--- Begin ---

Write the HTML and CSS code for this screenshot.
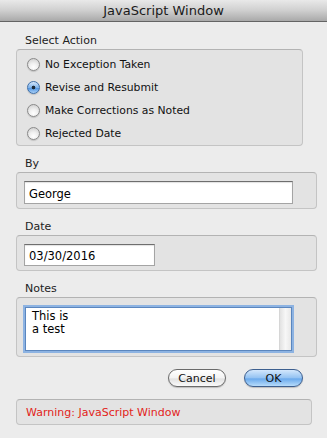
FILE: index.html
```html
<!DOCTYPE html>
<html lang="en">
<head>
    <meta charset="UTF-8">
    <meta name="viewport" content="width=device-width, initial-scale=1.0">
    <title>JavaScript Window</title>
    <link rel="stylesheet" href="styles.css">
</head>
<body>

    <div class="window">
        <div class="titlebar">JavaScript Window</div>

        <div class="content">
            <div class="section first">
                <div class="label">Select Action</div>
                <div class="group radios">
                    <label class="radio-row"><input type="radio" name="action"> No Exception Taken</label>
                    <label class="radio-row"><input type="radio" name="action" checked> Revise and Resubmit</label>
                    <label class="radio-row"><input type="radio" name="action"> Make Corrections as Noted</label>
                    <label class="radio-row"><input type="radio" name="action"> Rejected Date</label>
                </div>
            </div>

            <div class="section">
                <div class="label">By</div>
                <div class="group field">
                    <input type="text" class="text-input wide" value="George">
                </div>
            </div>

            <div class="section">
                <div class="label">Date</div>
                <div class="group field">
                    <input type="text" class="text-input short" value="03/30/2016">
                </div>
            </div>

            <div class="section">
                <div class="label">Notes</div>
                <div class="group field notes">
                    <div class="textarea-wrap">
                        <textarea class="notes-text">This is
a test</textarea>
                        <div class="scroll-track"></div>
                    </div>
                </div>
            </div>

            <div class="buttons">
                <button class="btn">Cancel</button>
                <button class="btn default">OK</button>
            </div>

            <div class="warning">Warning: JavaScript Window</div>
        </div>
    </div>

</body>
</html>
```

FILE: styles.css
```css
body {
    margin: 0;
    padding: 0;
    font-family: "DejaVu Sans", "Noto Sans", sans-serif;
    font-size: 11px;
    color: #111;
    background-color: #ececec;
}
.window {
    width: 327px;
    height: 438px;
    background-color: #ececec;
    overflow: hidden;
}
.titlebar {
    height: 21px;
    line-height: 22px;
    text-align: center;
    font-size: 13px;
    color: #1a1a1a;
    background: linear-gradient(#e9e9e9, #cfcfcf 50%, #a9a9a9);
    border-bottom: 1px solid #646464;
}
.content {
    padding: 0 24px 0 16px;
}
.section {
    margin-top: 11px;
}
.section.first {
    margin-top: 12px;
}
.label {
    height: 15px;
    line-height: 14px;
    padding-left: 9px;
    font-size: 11px;
    color: #222;
}
.group {
    width: 285px;
    background-color: #e3e3e3;
    border: 1px solid #c4c4c4;
    border-top-color: #b3b3b3;
    border-radius: 4px;
}
.radios {
    padding-top: 3px;
}
.radio-row {
    display: flex;
    align-items: center;
    height: 23px;
    padding-left: 10px;
    gap: 5px;
    font-size: 10.8px;
}
.radio-row input {
    appearance: none;
    -webkit-appearance: none;
    width: 13px;
    height: 13px;
    margin: 0;
    border-radius: 50%;
    border: 1px solid #8a8a8a;
    background: radial-gradient(circle at 50% 75%, #ffffff, #f0f0f0 40%, #c9c9c9);
    box-shadow: 0 1px 1px rgba(0, 0, 0, 0.15);
}
.radio-row input:checked {
    border-color: #3f6fa8;
    background: radial-gradient(circle, #1c2a3a 0, #1c2a3a 1.5px, transparent 2.2px),
        linear-gradient(#d4e6fb, #7fb3ea 50%, #4f93e0 55%, #a9d0f7);
}
.field {
    padding: 8px 7px 4px;
}
.text-input {
    display: block;
    box-sizing: border-box;
    height: 23px;
    margin: 0;
    padding: 2px 4px 0;
    font-family: "DejaVu Sans", sans-serif;
    font-size: 11.5px;
    color: #000;
    background-color: #fff;
    border: 1px solid #a4a4a4;
    border-top-color: #6e6e6e;
    box-shadow: inset 0 1px 1px rgba(0, 0, 0, 0.12);
}
.wide {
    width: 269px;
}
.short {
    width: 131px;
    height: 22px;
}
.notes {
    padding: 7px 7px 3px;
}
.textarea-wrap {
    display: flex;
    width: 265px;
    height: 42px;
    border: 1px solid #5b86be;
    box-shadow: 0 0 0 2px #8db3e2;
    margin-left: 1px;
    margin-top: 2px;
    margin-bottom: 2px;
    background-color: #fff;
}
.notes-text {
    flex: 1;
    margin: 0;
    padding: 2px 6px;
    border: none;
    outline: none;
    resize: none;
    font-family: "DejaVu Sans", sans-serif;
    font-size: 11.5px;
    line-height: 13px;
    color: #000;
    overflow: hidden;
}
.scroll-track {
    width: 11px;
    background: linear-gradient(to right, #e2e2e2, #f7f7f7 50%, #e8e8e8);
    border-left: 1px solid #d6d6d6;
}
.buttons {
    display: flex;
    justify-content: flex-end;
    gap: 18px;
    width: 287px;
    margin-top: 12px;
}
.btn {
    width: 58px;
    height: 18px;
    padding: 0;
    font-family: "DejaVu Sans", sans-serif;
    font-size: 11px;
    color: #111;
    border: 1px solid #6a6a6a;
    border-radius: 9px;
    background: linear-gradient(#ffffff, #f3f3f3 50%, #e2e2e2 55%, #fafafa);
    box-shadow: 0 1px 1px rgba(0, 0, 0, 0.2);
}
.btn.default {
    width: 59px;
    border-color: #3d5f8f;
    background: linear-gradient(#d3e7fc, #93c2f2 50%, #6aa9ec 55%, #b7dcfb);
}
.warning {
    box-sizing: border-box;
    width: 296px;
    height: 26px;
    margin-top: 12px;
    padding-left: 9px;
    line-height: 26px;
    color: #e2231a;
    background-color: #e3e3e3;
    border: 1px solid #c4c4c4;
    border-top-color: #b3b3b3;
    border-radius: 4px;
}
```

--- End ---

- Short task: Copy out all of the data word for word. Do not carry over any picture.

- Full solution:
Write the HTML and CSS code for this screenshot.
FILE: index.html
```html
<!DOCTYPE html>
<html lang="en">
<head>
    <meta charset="UTF-8">
    <meta name="viewport" content="width=device-width, initial-scale=1.0">
    <title>JavaScript Window</title>
    <link rel="stylesheet" href="styles.css">
</head>
<body>

    <div class="window">
        <div class="titlebar">JavaScript Window</div>

        <div class="content">
            <div class="section first">
                <div class="label">Select Action</div>
                <div class="group radios">
                    <label class="radio-row"><input type="radio" name="action"> No Exception Taken</label>
                    <label class="radio-row"><input type="radio" name="action" checked> Revise and Resubmit</label>
                    <label class="radio-row"><input type="radio" name="action"> Make Corrections as Noted</label>
                    <label class="radio-row"><input type="radio" name="action"> Rejected Date</label>
                </div>
            </div>

            <div class="section">
                <div class="label">By</div>
                <div class="group field">
                    <input type="text" class="text-input wide" value="George">
                </div>
            </div>

            <div class="section">
                <div class="label">Date</div>
                <div class="group field">
                    <input type="text" class="text-input short" value="03/30/2016">
                </div>
            </div>

            <div class="section">
                <div class="label">Notes</div>
                <div class="group field notes">
                    <div class="textarea-wrap">
                        <textarea class="notes-text">This is
a test</textarea>
                        <div class="scroll-track"></div>
                    </div>
                </div>
            </div>

            <div class="buttons">
                <button class="btn">Cancel</button>
                <button class="btn default">OK</button>
            </div>

            <div class="warning">Warning: JavaScript Window</div>
        </div>
    </div>

</body>
</html>
```

FILE: styles.css
```css
body {
    margin: 0;
    padding: 0;
    font-family: "DejaVu Sans", "Noto Sans", sans-serif;
    font-size: 11px;
    color: #111;
    background-color: #ececec;
}
.window {
    width: 327px;
    height: 438px;
    background-color: #ececec;
    overflow: hidden;
}
.titlebar {
    height: 21px;
    line-height: 22px;
    text-align: center;
    font-size: 13px;
    color: #1a1a1a;
    background: linear-gradient(#e9e9e9, #cfcfcf 50%, #a9a9a9);
    border-bottom: 1px solid #646464;
}
.content {
    padding: 0 24px 0 16px;
}
.section {
    margin-top: 11px;
}
.section.first {
    margin-top: 12px;
}
.label {
    height: 15px;
    line-height: 14px;
    padding-left: 9px;
    font-size: 11px;
    color: #222;
}
.group {
    width: 285px;
    background-color: #e3e3e3;
    border: 1px solid #c4c4c4;
    border-top-color: #b3b3b3;
    border-radius: 4px;
}
.radios {
    padding-top: 3px;
}
.radio-row {
    display: flex;
    align-items: center;
    height: 23px;
    padding-left: 10px;
    gap: 5px;
    font-size: 10.8px;
}
.radio-row input {
    appearance: none;
    -webkit-appearance: none;
    width: 13px;
    height: 13px;
    margin: 0;
    border-radius: 50%;
    border: 1px solid #8a8a8a;
    background: radial-gradient(circle at 50% 75%, #ffffff, #f0f0f0 40%, #c9c9c9);
    box-shadow: 0 1px 1px rgba(0, 0, 0, 0.15);
}
.radio-row input:checked {
    border-color: #3f6fa8;
    background: radial-gradient(circle, #1c2a3a 0, #1c2a3a 1.5px, transparent 2.2px),
        linear-gradient(#d4e6fb, #7fb3ea 50%, #4f93e0 55%, #a9d0f7);
}
.field {
    padding: 8px 7px 4px;
}
.text-input {
    display: block;
    box-sizing: border-box;
    height: 23px;
    margin: 0;
    padding: 2px 4px 0;
    font-family: "DejaVu Sans", sans-serif;
    font-size: 11.5px;
    color: #000;
    background-color: #fff;
    border: 1px solid #a4a4a4;
    border-top-color: #6e6e6e;
    box-shadow: inset 0 1px 1px rgba(0, 0, 0, 0.12);
}
.wide {
    width: 269px;
}
.short {
    width: 131px;
    height: 22px;
}
.notes {
    padding: 7px 7px 3px;
}
.textarea-wrap {
    display: flex;
    width: 265px;
    height: 42px;
    border: 1px solid #5b86be;
    box-shadow: 0 0 0 2px #8db3e2;
    margin-left: 1px;
    margin-top: 2px;
    margin-bottom: 2px;
    background-color: #fff;
}
.notes-text {
    flex: 1;
    margin: 0;
    padding: 2px 6px;
    border: none;
    outline: none;
    resize: none;
    font-family: "DejaVu Sans", sans-serif;
    font-size: 11.5px;
    line-height: 13px;
    color: #000;
    overflow: hidden;
}
.scroll-track {
    width: 11px;
    background: linear-gradient(to right, #e2e2e2, #f7f7f7 50%, #e8e8e8);
    border-left: 1px solid #d6d6d6;
}
.buttons {
    display: flex;
    justify-content: flex-end;
    gap: 18px;
    width: 287px;
    margin-top: 12px;
}
.btn {
    width: 58px;
    height: 18px;
    padding: 0;
    font-family: "DejaVu Sans", sans-serif;
    font-size: 11px;
    color: #111;
    border: 1px solid #6a6a6a;
    border-radius: 9px;
    background: linear-gradient(#ffffff, #f3f3f3 50%, #e2e2e2 55%, #fafafa);
    box-shadow: 0 1px 1px rgba(0, 0, 0, 0.2);
}
.btn.default {
    width: 59px;
    border-color: #3d5f8f;
    background: linear-gradient(#d3e7fc, #93c2f2 50%, #6aa9ec 55%, #b7dcfb);
}
.warning {
    box-sizing: border-box;
    width: 296px;
    height: 26px;
    margin-top: 12px;
    padding-left: 9px;
    line-height: 26px;
    color: #e2231a;
    background-color: #e3e3e3;
    border: 1px solid #c4c4c4;
    border-top-color: #b3b3b3;
    border-radius: 4px;
}
```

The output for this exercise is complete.